Monday, August 13, 2012

God Loves You Anyway

"A time is coming and in fact has come when you will be scattered, each to your own home. You will leave me all alone. Yet I am not alone, for my Father is with me. I have told you these things so that in me you may have peace. In this world, you will have trouble. But take heart! I have overcome the world." -John 16:32-33 (NIV)

My devotional last Friday, about people not being able to fool God, wasn't meant to be a threat. In fact, it's rather comforting if you think about it. Jesus knew that Judas was going to betray him and yet he still invited him to participate in the Last Supper. Jesus still washed Judas' feet. Judas was probably even sitting in the seat of honor at the table with the Lord. We can't fool God, but God still loves us. We can't fool God but that's why we shouldn't even try. We don't have to act like we love Jesus in order to get him to love us. God loves us anyway. That's grace.

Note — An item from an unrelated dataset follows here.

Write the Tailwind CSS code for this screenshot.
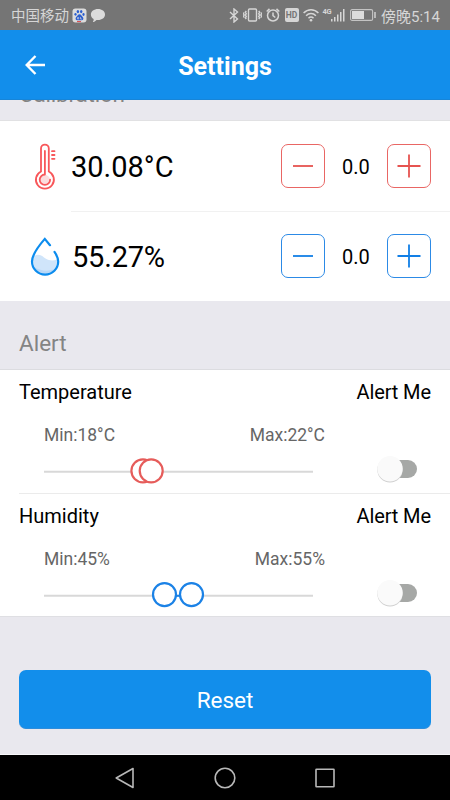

It's a grace that's evident in today's suggested scripture readings. Jesus is telling his disciples that they will be persecuted because they are his followers. They will be thrown out of the synagogue. People will want to kill them, thinking that doing so is a service to God. Then he predicts that the disciples themselves will abandon him, each going to their own home. Surely Jesus will follow this prediction with some stern rebuke of the disciples, right? If his own disciples, with whom he's spent the last three years of his life, will run, a good tongue lashing before he dies might be in order, don't you agree?

Not so. Jesus says that he warns the disciples of their abandonment not to reprimand them, but so that they might have peace. It's as if Jesus is saying, "I love you. And I know you love me. But you're still going to make mistakes. You're still going to sin. And when you do, don't despair. Don't think that your sin precludes my love. I'm totally aware that you'll still sin. But I have conquered sin! So take heart, my disciple, and have peace."

We should strive to become more Christ-like, not in an effort to earn God's love, but as an appropriate response to it. May God grant you the grace to experience his love and respond to it by turning away from sin. Don't beat yourself up about your sin; just look to Jesus. Take heart and have peace, precious one: God knows you're a sinner and loves you anyway.


Tomorrow's suggested scripture readings are Jeremiah 18-20, Psalm 93, and John 17.